The feeling is one of gratitude, abundance and joy. It's also a feeling of acceptance - what if everything is exactly how it's supposed to be? What if every circumstance I encounter is an opportunity?

The shift culminates many years of work to dismantle old beliefs and perceptions of myself. Simultaneously, I've observed deliberate changes I've made in my actions and how I see myself.

A word about self-perception: Seeing yourself as the person you really are is fun. It's abundant to see all of the positive aspects of yourself and then deciding how you want to express them. We spend an inordinate amount of energy castigating ourselves for what we're not: we compare, we contrast, we negate. And sometimes we do this in the name of being "honest" with ourselves. But it's not honest to focus only on the negative - and it's not true.

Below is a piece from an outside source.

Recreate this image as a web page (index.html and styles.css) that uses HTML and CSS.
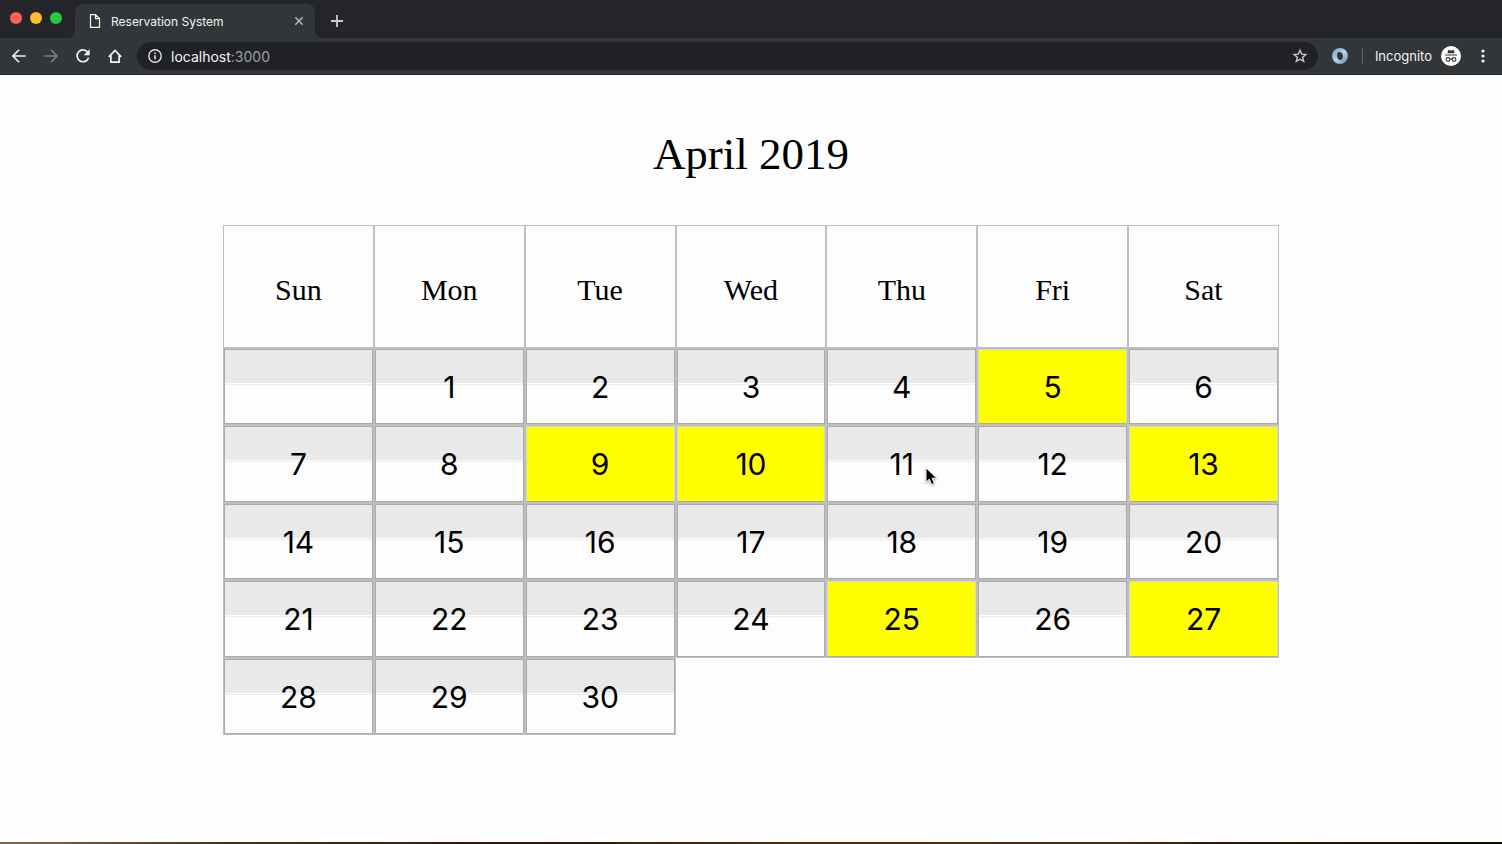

Instead, examine the places where you shine. Answer these questions and do these exercises and I bet you'll feel better about yourself and what you so uniquely offer the world.

  • What would a friend or colleague who thought the world of you say? Make a thorough list of the accomplishments and positive attributes they would list. No downplaying allowed. If you hear a voice in your head saying, "Oh, that? That was no big deal," put it on the list. If you feel guilty about an accomplishment or unsure of it, put it on the list. And of course, the accomplishments you feel great about will already be on the list.
  • Take the process a step further and ask friends or colleagues directly for the same list.
  • "What do you want to be when you grow up?" My four year old asks me this question almost daily. I'm not sure who or what prompted this line of questioning, but after several days of it, I started taking it more seriously. This question reconnects me with my passions. Where does it take you?
  • Track your thoughts for a few days and record how many are positive and negative. When people begin tracking their thoughts, they'll often become aware that they engage in more negative thinking than they realize.
  • Dream. Dreaming is a skill, actually a relational skill. It's a way to connect with you and with others. What are your dreams? What are the dreams you don't allow yourself to have? Where would you go if you took your mind off its self-restraining leash and let it wander?
  • Follow your yearning. Notice what you yearn, what you long for - and you'll discover a dream, a desire or even an unmet need. Recognizing these stirring within ourselves is a profound way to embrace ourselves.

If you want a natural high, shift your focus to your brilliance. Be honest with yourself - where are the places you shine? Focus on your contributions, express your gratitude for them, and you'll embrace yourself in a whole new way. And, along the way, you just might find yourself spending a majority of your time, well, feeling great.